La France a fait évoluer sa doctrine. A l’instar des Foreign Military Sales (« ventes militaires à l’étranger ») des Américains, « une nouvelle logique de partenariat stratégique d’Etat à Etat se met en place », avec des dimensions militaire, diplomatique et économique, relève M. Péria-Peigné en citant la Grèce, l’Inde et les Emirats. Elle doit permettre de structurer une offre de long terme pour vendre plusieurs types d’armements au même pays (avions, hélicoptères, frégates, satellites…), tout en se maintenant à la pointe des technologies. « La France restera dans le peloton de tête avec une nouvelle gamme d’équipements », juge le chercheur de l’IFRI.
La guerre en Ukraine a fait apparaître une nouvelle contrainte : le calendrier de livraison et la disponibilité des matériels. « Ils tendent à devenir des critères centraux » dans la négociation des contrats, répète le ministre des armées, Sébastien Lecornu. Car le risque de marginalisation est réel.

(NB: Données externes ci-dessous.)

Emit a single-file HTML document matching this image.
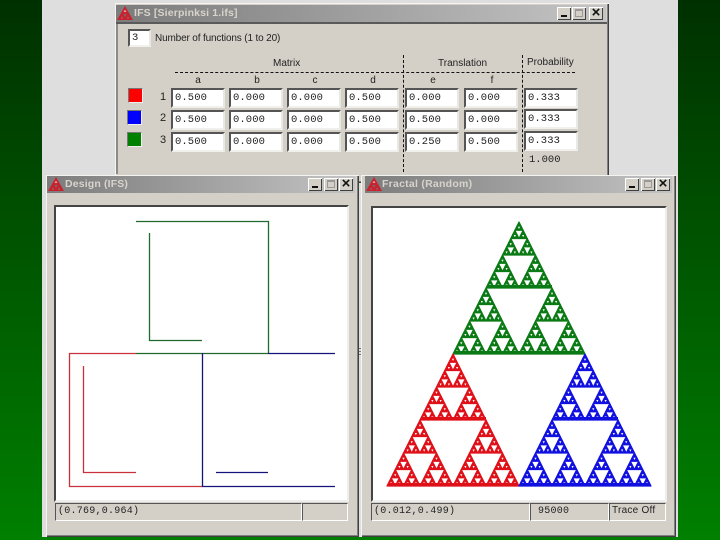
<!DOCTYPE html>
<html>
<head>
<meta charset="utf-8">
<style>
html,body{margin:0;padding:0;width:720px;height:540px;overflow:hidden;background:linear-gradient(#003000,#008000);}
div{position:absolute;box-sizing:border-box;}
body{font-family:"Liberation Sans",sans-serif;font-size:10px;color:#222;}
#page{left:42px;top:0;width:636px;height:537px;background:#dedede;}
.win{background:#d4d0c8;box-shadow:inset 1px 1px 0 #f4f4f0,inset -1px -1px 0 #404040,inset -2px -2px 0 #808080;}
.tb{background:linear-gradient(90deg,#7c7c7c,#c4c4c4);color:#d8d4cc;font-weight:bold;font-size:10.5px;letter-spacing:.15px;line-height:17px;white-space:nowrap;}
.tb span{position:absolute;top:0;}
.btn{width:14px;height:13px;background:#d4d0c8;box-shadow:inset 1px 1px 0 #fff,inset -1px -1px 0 #404040;}
.min:after{content:"";position:absolute;left:4px;top:8px;width:6px;height:2px;background:#111;}
.max:after{content:"";position:absolute;left:3px;top:2px;width:8px;height:8px;border:1px solid #999;border-top-width:2px;box-sizing:border-box;}
.cls:before{content:"\00D7";position:absolute;left:0;top:-2px;width:14px;text-align:center;font:bold 15px/15px "Liberation Sans",sans-serif;color:#111;}
.in{background:#fff;border:2px solid;border-color:#555 #e8e8e4 #f0f0ec #555;font-family:"Liberation Mono",monospace;font-size:10.5px;letter-spacing:.1px;line-height:16px;padding-left:2px;width:54px;height:20px;white-space:nowrap;}
.lb{white-space:nowrap;line-height:12px;}
.c{text-align:center;width:20px;}
.sw{width:15px;height:15px;border:1px solid;border-color:#777 #eee #eee #777;}
.st{border:1px solid;border-color:#555 #fff #fff #555;font-family:"Liberation Mono",monospace;font-size:10px;letter-spacing:.25px;line-height:16px;padding-left:2px;white-space:nowrap;height:18px;}
.dh{height:0;border-top:1px dashed #111;}
.dv{width:0;border-left:1px dashed #111;}
.cv{background:#fff;border:2px solid;border-color:#444 #eee #eee #444;}
</style>
</head>
<body>
<svg width="0" height="0" style="position:absolute">
<defs>
<polygon id="t0" points="2.06,0 4.125,4.125 0,4.125" stroke-width="1.2" stroke-linejoin="round"/>
<g id="t1"><use href="#t0" x="2.0625"/><use href="#t0" y="4.125"/><use href="#t0" x="4.125" y="4.125"/></g>
<g id="t2"><use href="#t1" x="4.125"/><use href="#t1" y="8.25"/><use href="#t1" x="8.25" y="8.25"/></g>
<g id="t3"><use href="#t2" x="8.25"/><use href="#t2" y="16.5"/><use href="#t2" x="16.5" y="16.5"/></g>
<g id="t4"><use href="#t3" x="16.5"/><use href="#t3" y="33"/><use href="#t3" x="33" y="33"/></g>
<g id="t5"><use href="#t4" x="33"/><use href="#t4" y="66"/><use href="#t4" x="66" y="66"/></g>
<g id="ic"><polygon points="8,0 16,14 0,14" fill="#c8222e"/><polygon points="6.5,6 9.5,6 8,3.5" fill="#e8a0a0"/><polygon points="4,12.5 6,12.5 5,10.5" fill="#8a7a7a"/><polygon points="10,12.5 12,12.5 11,10.5" fill="#8a7a7a"/><polygon points="6.5,8 9.5,8 8,11" fill="#7a6a6a"/></g>
</defs>
</svg>

<div id="page"></div>

<!-- IFS window -->
<div class="win" style="left:115px;top:3px;width:494px;height:180px;"></div>
<div class="tb" style="left:116px;top:5px;width:490px;height:17px;">
  <svg style="position:absolute;left:1px;top:1px" width="17" height="15"><use href="#ic"/></svg>
  <span style="left:18px">IFS [Sierpinksi 1.ifs]</span>
</div>
<div class="btn min" style="left:557px;top:7px"></div>
<div class="btn max" style="left:572px;top:7px"></div>
<div class="btn cls" style="left:589px;top:7px"></div>
<div style="left:116px;top:22px;width:491px;height:2px;background:#5a5a5a"></div>
<div style="left:116px;top:24px;width:2px;height:150px;background:#8a8a86"></div>

<div class="in" style="left:128px;top:29px;width:23px;height:18px;line-height:14px;">3</div>
<div class="lb" style="left:155px;top:33px;letter-spacing:-.15px">Number of functions (1 to 20)</div>

<div class="lb" style="left:273px;top:58px;">Matrix</div>
<div class="lb" style="left:438px;top:58px;">Translation</div>
<div class="lb" style="left:527px;top:57px;">Probability</div>
<div class="dh" style="left:175px;top:72px;width:400px"></div>
<div class="dv" style="left:403px;top:55px;height:117px"></div>
<div class="dv" style="left:522px;top:55px;height:117px"></div>

<div class="lb c" style="left:188px;top:75px">a</div>
<div class="lb c" style="left:247px;top:75px">b</div>
<div class="lb c" style="left:305px;top:75px">c</div>
<div class="lb c" style="left:363px;top:75px">d</div>
<div class="lb c" style="left:423px;top:75px">e</div>
<div class="lb c" style="left:482px;top:75px">f</div>

<div class="sw" style="left:128px;top:88px;background:#f00"></div>
<div class="sw" style="left:127px;top:110px;background:#00f"></div>
<div class="sw" style="left:127px;top:132px;background:#008000"></div>
<div class="lb" style="left:160px;top:91px;font-size:11px">1</div>
<div class="lb" style="left:160px;top:112px;font-size:11px">2</div>
<div class="lb" style="left:160px;top:134px;font-size:11px">3</div>

<div class="in" style="left:171px;top:88px">0.500</div>
<div class="in" style="left:229px;top:88px">0.000</div>
<div class="in" style="left:287px;top:88px">0.000</div>
<div class="in" style="left:345px;top:88px">0.500</div>
<div class="in" style="left:405px;top:88px">0.000</div>
<div class="in" style="left:464px;top:88px">0.000</div>
<div class="in" style="left:524px;top:88px">0.333</div>

<div class="in" style="left:171px;top:110px">0.500</div>
<div class="in" style="left:229px;top:110px">0.000</div>
<div class="in" style="left:287px;top:110px">0.000</div>
<div class="in" style="left:345px;top:110px">0.500</div>
<div class="in" style="left:405px;top:110px">0.500</div>
<div class="in" style="left:464px;top:110px">0.000</div>
<div class="in" style="left:524px;top:109px">0.333</div>

<div class="in" style="left:171px;top:132px">0.500</div>
<div class="in" style="left:229px;top:132px">0.000</div>
<div class="in" style="left:287px;top:132px">0.000</div>
<div class="in" style="left:345px;top:132px">0.500</div>
<div class="in" style="left:405px;top:132px">0.250</div>
<div class="in" style="left:464px;top:132px">0.500</div>
<div class="in" style="left:524px;top:131px">0.333</div>

<div class="lb" style="left:529px;top:154px;font-family:'Liberation Mono',monospace;font-size:10.5px;">1.000</div>

<!-- Design window -->
<div class="win" style="left:46px;top:175px;width:313px;height:362px;"></div>
<div class="tb" style="left:47px;top:176px;width:308px;height:17px;">
  <svg style="position:absolute;left:1px;top:1px" width="17" height="15"><use href="#ic"/></svg>
  <span style="left:18px">Design (IFS)</span>
</div>
<div class="btn min" style="left:308px;top:178px"></div>
<div class="btn max" style="left:324px;top:178px"></div>
<div class="btn cls" style="left:339px;top:178px"></div>
<div class="cv" style="left:54px;top:205px;width:295px;height:297px;"></div>
<svg style="position:absolute;left:0;top:0" width="720" height="540" fill="none" stroke-width="1.3">
  <path d="M136 221.5H268.5V353M149.5 233V340.5H202M136 353.5H268" stroke="#1f6a2c"/>
  <path d="M136 353.5H69.5V486.5H202M83.5 366V472.5H136" stroke="#c8303c"/>
  <path d="M268 353.5H335M202.5 353V486.5H335M216 472.5H268" stroke="#14147a"/>
</svg>
<div class="st" style="left:55px;top:503px;width:247px;">(0.769,0.964)</div>
<div class="st" style="left:302px;top:503px;width:46px;"></div>

<!-- Fractal window -->
<div class="win" style="left:361px;top:175px;width:315px;height:362px;"></div>
<div class="tb" style="left:365px;top:176px;width:307px;height:17px;">
  <svg style="position:absolute;left:1px;top:1px" width="17" height="15"><use href="#ic"/></svg>
  <span style="left:17px;letter-spacing:.25px">Fractal (Random)</span>
</div>
<div class="btn min" style="left:625px;top:178px"></div>
<div class="btn max" style="left:641px;top:178px"></div>
<div class="btn cls" style="left:656px;top:178px"></div>
<div class="cv" style="left:371px;top:206px;width:296px;height:296px;"></div>
<svg style="position:absolute;left:0;top:0" width="720" height="540">
  <use href="#t5" x="453" y="222" fill="#0a7a14" stroke="#0a7a14"/>
  <use href="#t5" x="387" y="354" fill="#e01018" stroke="#e01018"/>
  <use href="#t5" x="519" y="354" fill="#1010e0" stroke="#1010e0"/>
  <rect x="454" y="351" width="130" height="3" fill="#0a7a14"/>
  <rect x="388" y="483" width="130" height="3" fill="#e01018"/>
  <rect x="520" y="483" width="130" height="3" fill="#1010e0"/>
  <rect x="421" y="417" width="65" height="2.5" fill="#e01018"/>
  <rect x="553" y="417" width="65" height="2.5" fill="#1010e0"/>
  <rect x="487" y="285" width="65" height="2.5" fill="#0a7a14"/>
</svg>
<div class="st" style="left:371px;top:503px;width:159px;">(0.012,0.499)</div>
<div class="st" style="left:530px;top:503px;width:79px;padding-left:7px;">95000</div>
<div class="st" style="left:609px;top:503px;width:57px;font-family:'Liberation Sans',sans-serif;line-height:14px;">Trace Off</div>

<div style="left:359px;top:348px;width:2px;height:1px;background:#777"></div>
<div style="left:359px;top:351px;width:2px;height:1px;background:#777"></div>
<div style="left:359px;top:354px;width:2px;height:1px;background:#777"></div>
</body>
</html>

Sur les 100 milliards d’euros d’achats d’armement des pays de l’Union européenne conclus entre le début du conflit en Ukraine et l’été 2023, 78 % l’ont été à des industriels non européens, les Américains en raflant 63 %, a calculé Jean-Pierre Maulny, directeur adjoint de l’Institut de relations internationales et stratégiques ; dans les 22 % restant aux Européens, Paris n’en a décroché que 12 %, soit 2,5 milliards d’euros.